▸ TASK REQUIREMENTS
Gather every line holding the string "components".

* Start SUPPLIED MATERIAL *

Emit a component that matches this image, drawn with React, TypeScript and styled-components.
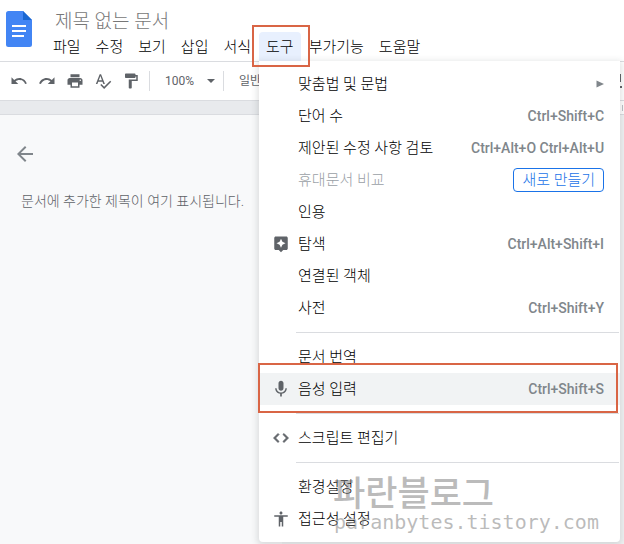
import React from 'react';
import styled, { createGlobalStyle, css } from 'styled-components';

const Global = createGlobalStyle`
  * { box-sizing: border-box; }
  html, body, #root { height: 100%; }
  body {
    margin: 0;
    overflow: hidden;
    background: #fff;
    color: #000;
    font: 15px/20px Roboto, "Noto Sans CJK KR", sans-serif;
  }
  button, input, select { font: inherit; color: inherit; }
`;

const mark = '#d96545';

const Page = styled.div`
  display: flex;
  flex-direction: column;
  min-height: 100%;
`;

const Header = styled.header`
  display: flex;
  height: 62px;
  padding-left: 6px;
  border-bottom: 1px solid #dadce0;
`;

const Logo = styled.svg`
  flex: none;
  width: 26px;
  height: 36px;
  margin-top: 11px;
`;

const HeaderBody = styled.div`
  flex: 1;
  display: flex;
  flex-direction: column;
  justify-content: space-between;
  padding: 6px 0 0 14px;
`;

const Title = styled.input`
  height: 26px;
  width: 160px;
  margin-left: 9px;
  padding: 0;
  border: 0;
  background: none;
  outline: 0;
  && { font-size: 19px; color: #777; font-weight: 300; }
`;

const MenuBar = styled.nav`
  display: flex;
  gap: 1px;
`;

const MenuSlot = styled.div`
  position: relative;
`;

const MenuButton = styled.button<{ $open?: boolean }>`
  height: 29px;
  padding: 1px 7px 0;
  border: 0;
  border-radius: 4px 4px 0 0;
  background: ${p => (p.$open ? '#e8f0fe' : 'transparent')};
  white-space: nowrap;
  && { font-weight: 300; }
`;

const Outline = styled.span<{ $row?: boolean }>`
  position: absolute;
  z-index: 3;
  border: 2px solid ${mark};
  pointer-events: none;
  ${p => (p.$row
    ? css`inset: -10px 2px -8px -1px;`
    : css`inset: -7px -9px -6px -7px;`)}
`;

const Dropdown = styled.div`
  position: absolute;
  z-index: 2;
  top: 100%;
  left: 0;
  width: 361px;
  padding: 7px 0;
  border-radius: 0 0 4px 4px;
  background: #fff;
  box-shadow: 0 2px 6px 2px rgba(60, 64, 67, 0.15);
`;

const Item = styled.div<{ $active?: boolean; $muted?: boolean }>`
  position: relative;
  display: grid;
  grid-template-columns: 39px 1fr auto;
  align-items: center;
  height: 32px;
  padding-right: 16px;
  background: ${p => (p.$active ? '#f1f3f4' : 'transparent')};
  color: ${p => (p.$muted ? '#9aa0a6' : '#000')};
  font-weight: 300;
  white-space: nowrap;
`;

const IconCell = styled.span`
  display: flex;
  justify-content: center;
  padding-left: 5px;
  color: #5f6368;
`;

const Shortcut = styled.span`
  color: #80868b;
  font-size: 14px;
  font-weight: 500;
`;

const Arrow = styled.svg`
  width: 8px;
  height: 8px;
`;

const NewButton = styled.button`
  height: 24px;
  padding: 0 8px;
  border: 1px solid #1a73e8;
  border-radius: 4px;
  background: #fff;
  && { color: #1a73e8; }
  line-height: 20px;
`;

const Separator = styled.hr`
  height: 1px;
  margin: 8px 1px 8px 37px;
  border: 0;
  background: #dadce0;
`;

const Watermark = styled.div`
  position: absolute;
  left: 74px;
  bottom: 7px;
  color: rgba(120, 120, 120, 0.5);
  pointer-events: none;
  white-space: nowrap;
`;

const WatermarkName = styled.div`
  font: 500 35px/36px "Noto Sans CJK KR", sans-serif;
`;

const WatermarkUrl = styled.div`
  padding-left: 1px;
  font: 20px/26px "DejaVu Sans Mono", monospace;
`;

const Toolbar = styled.div`
  display: flex;
  align-items: center;
  height: 39px;
  padding-left: 10px;
  border-bottom: 1px solid #dadce0;
  color: #5f6368;
`;

const Tool = styled.button`
  display: flex;
  justify-content: center;
  width: 28px;
  padding: 0;
  border: 0;
  background: none;
  && { color: #5f6368; }
  &:first-child { width: 18px; margin-right: 5px; }
`;

const EditMode = styled.button`
  display: flex;
  margin-left: auto;
  padding: 0;
  border: 0;
  background: none;
`;

const ToolGroup = styled.div`
  display: flex;
  margin-right: 4px;
`;

const Divider = styled.span`
  width: 1px;
  height: 20px;
  background: #dadce0;
`;

const Picker = styled.button`
  display: flex;
  align-items: center;
  justify-content: space-between;
  width: 73px;
  padding: 0 8px 0 15px;
  border: 0;
  background: none;
  white-space: nowrap;
  && { font-size: 12px; }
`;

const Ruler = styled.div`
  display: flex;
  justify-content: flex-end;
  height: 14px;
  border-bottom: 1px solid #dadce0;
  background: #e8eaed;
`;

const RulerScale = styled.div`
  display: flex;
  align-items: center;
  width: 50%;
  padding-right: 1px;
  justify-content: flex-end;
  background: #fff;
`;

const Tick = styled.span`
  width: 1px;
  height: 6px;
  background: #bdc1c6;
`;

const Workspace = styled.main`
  flex: 1;
  display: flex;
  background: #f1f3f4;
`;

const Outliner = styled.aside`
  flex: none;
  width: 282px;
  padding: 27px 13px;
  background: #f8f9fa;
`;

const Back = styled.button`
  display: flex;
  padding: 0;
  border: 0;
  background: none;
  && { color: #80868b; }
`;

const Hint = styled.p`
  margin: 25px 0 0 8px;
  color: #5f6368;
  font-size: 14px;
  font-weight: 300;
`;

const Glyph = ({ d, size = 18, bold }: { d: string; size?: number; bold?: boolean }) => (
  <svg width={size} height={size} viewBox="0 0 24 24" fill="currentColor" stroke={bold ? 'currentColor' : 'none'} aria-hidden="true"><path d={d} /></svg>
);

const icons = {
  undo: 'M12.5 8c-2.65 0-5.05.99-6.9 2.6L2 7v9h9l-3.62-3.62c1.39-1.16 3.16-1.88 5.12-1.88 3.54 0 6.55 2.31 7.6 5.5l2.37-.78C21.08 11.03 17.15 8 12.5 8z',
  redo: 'M18.4 10.6C16.55 8.99 14.15 8 11.5 8c-4.65 0-8.58 3.03-9.96 7.22L3.9 16c1.05-3.19 4.05-5.5 7.6-5.5 1.95 0 3.73.72 5.12 1.88L13 16h9V7l-3.6 3.6z',
  print: 'M19 8H5c-1.66 0-3 1.34-3 3v6h4v4h12v-4h4v-6c0-1.66-1.34-3-3-3zm-3 11H8v-5h8v5zm3-7c-.55 0-1-.45-1-1s.45-1 1-1 1 .45 1 1-.45 1-1 1zm-1-9H6v4h12V3z',
  spell: 'M12.45 16h2.09L9.43 3H7.57L2.46 16h2.09l1.12-3h5.64l1.14 3zm-6.02-5L8.5 5.48 10.57 11H6.43zm15.16.59l-8.09 8.09L9.83 16l-1.41 1.41 5.09 5.09L23 13l-1.41-1.41z',
  paint: 'M18 4V3c0-.55-.45-1-1-1H5c-.55 0-1 .45-1 1v4c0 .55.45 1 1 1h12c.55 0 1-.45 1-1V6h1v4H9v11c0 .55.45 1 1 1h2c.55 0 1-.45 1-1v-9h8V4h-3z',
  back: 'M20 11H7.83l5.59-5.59L12 4l-8 8 8 8 1.41-1.41L7.83 13H20v-2z',
  explore: 'M19 2H5c-1.1 0-2 .9-2 2v14c0 1.1.9 2 2 2h4l3 3 3-3h4c1.1 0 2-.9 2-2V4c0-1.1-.9-2-2-2zm-5.12 10.88L12 17l-1.88-4.12L6 11l4.12-1.88L12 5l1.88 4.12L18 11l-4.12 1.88z',
  mic: 'M12 14c1.66 0 2.99-1.34 2.99-3L15 5c0-1.66-1.34-3-3-3S9 3.34 9 5v6c0 1.66 1.34 3 3 3zm5.3-3c0 3-2.54 5.1-5.3 5.1S6.7 14 6.7 11H5c0 3.41 2.72 6.23 6 6.72V21h2v-3.28c3.28-.48 6-3.3 6-6.72h-1.7z',
  code: 'M9.4 16.6L4.8 12l4.6-4.6L8 6l-6 6 6 6 1.4-1.4zm5.2 0l4.6-4.6-4.6-4.6L16 6l6 6-6 6-1.4-1.4z',
  access: 'M12 2c1.1 0 2 .9 2 2s-.9 2-2 2-2-.9-2-2 .9-2 2-2zm9 7h-6v13h-2v-6h-2v6H9V9H3V7h18v2z',
};

type Entry = { label: string; keys?: string; icon?: keyof typeof icons; muted?: boolean; active?: boolean; extra?: 'sub' | 'new' };

const groups: Entry[][] = [
  [
    { label: '맞춤법 및 문법', extra: 'sub' },
    { label: '단어 수', keys: 'Ctrl+Shift+C' },
    { label: '제안된 수정 사항 검토', keys: 'Ctrl+Alt+O Ctrl+Alt+U' },
    { label: '휴대문서 비교', muted: true, extra: 'new' },
    { label: '인용' },
    { label: '탐색', keys: 'Ctrl+Alt+Shift+I', icon: 'explore' },
    { label: '연결된 객체' },
    { label: '사전', keys: 'Ctrl+Shift+Y' },
  ],
  [
    { label: '문서 번역' },
    { label: '음성 입력', keys: 'Ctrl+Shift+S', icon: 'mic', active: true },
  ],
  [{ label: '스크립트 편집기', icon: 'code' }],
  [{ label: '환경설정' }, { label: '접근성 설정', icon: 'access' }],
];

const ToolsMenu = () => (
  <Dropdown role="menu" aria-label="도구">
    {groups.map((group, g) => (
      <React.Fragment key={g}>
        {g > 0 && <Separator />}
        {group.map(e => (
          <Item key={e.label} role="menuitem" tabIndex={-1} $active={e.active} $muted={e.muted}>
            <IconCell>
              {e.icon && <Glyph d={icons[e.icon]} size={e.icon === 'mic' ? 20 : 18} bold={e.icon === 'code'} />}
            </IconCell>
            <span>{e.label}</span>
            {e.keys && <Shortcut>{e.keys}</Shortcut>}
            {e.extra === 'sub' && <Arrow viewBox="0 0 8 8" fill="#80868b"><path d="M0.5 0.5 8 4 0.5 7.5z" /></Arrow>}
            {e.extra === 'new' && <NewButton>새로 만들기</NewButton>}
            {e.active && <Outline $row />}
          </Item>
        ))}
      </React.Fragment>
    ))}
    <Watermark>
      <WatermarkName>파란블로그</WatermarkName>
      <WatermarkUrl>paranbytes.tistory.com</WatermarkUrl>
    </Watermark>
  </Dropdown>
);

const menus = ['파일', '수정', '보기', '삽입', '서식', '도구', '부가기능', '도움말'];

const Caret = () => <svg width="8" height="4" viewBox="0 0 8 4" fill="#5f6368" aria-hidden="true"><path d="M0 0h8L4 4z" /></svg>;

export default function App() {
  return (
    <Page>
      <Global />
      <Header>
        <Logo viewBox="0 0 26 36" aria-label="Docs">
          <path d="M2.5 0H17l9 9v24.5a2.5 2.5 0 0 1-2.5 2.5h-21A2.5 2.5 0 0 1 0 33.5v-31A2.5 2.5 0 0 1 2.5 0z" fill="#4285f4" />
          <path d="M17 0l9 9h-9z" fill="#1967d2" />
          <path d="M6 14h14v2H6zm0 5h14v2H6zm0 5h12v2H6z" fill="#fff" />
        </Logo>
        <HeaderBody>
          <Title aria-label="문서 제목" defaultValue="제목 없는 문서" />
          <MenuBar>
            {menus.map(m => (
              <MenuSlot key={m}>
                <MenuButton $open={m === '도구'}>{m}</MenuButton>
                {m === '도구' && <><ToolsMenu /><Outline /></>}
              </MenuSlot>
            ))}
          </MenuBar>
        </HeaderBody>
      </Header>
      <Toolbar role="toolbar">
        <ToolGroup>
          <Tool aria-label="실행취소"><Glyph d={icons.undo} /></Tool>
          <Tool aria-label="재실행"><Glyph d={icons.redo} /></Tool>
          <Tool aria-label="인쇄"><Glyph d={icons.print} /></Tool>
          <Tool aria-label="맞춤법"><Glyph d={icons.spell} /></Tool>
          <Tool aria-label="서식 복사"><Glyph d={icons.paint} /></Tool>
        </ToolGroup>
        <Divider />
        <Picker>100%<Caret /></Picker>
        <Divider />
        <Picker>일반 텍스트</Picker>
        <EditMode aria-label="수정 모드">
          <svg width="4" height="16" viewBox="0 0 4 16" fill="#5f6368" aria-hidden="true"><path d="M0 1h1v8H0zM0 13h2v2H0z" /></svg>
        </EditMode>
      </Toolbar>
      <Ruler>
        <RulerScale><Tick /></RulerScale>
      </Ruler>
      <Workspace>
        <Outliner>
          <Back aria-label="닫기"><Glyph d={icons.back} size={24} /></Back>
          <Hint>문서에 추가한 제목이 여기 표시됩니다.</Hint>
        </Outliner>
      </Workspace>
    </Page>
  );
}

* End SUPPLIED MATERIAL *

▸ CORRECT ANSWER
Emit a component that matches this image, drawn with React, TypeScript and styled-components.
import styled, { createGlobalStyle, css } from 'styled-components';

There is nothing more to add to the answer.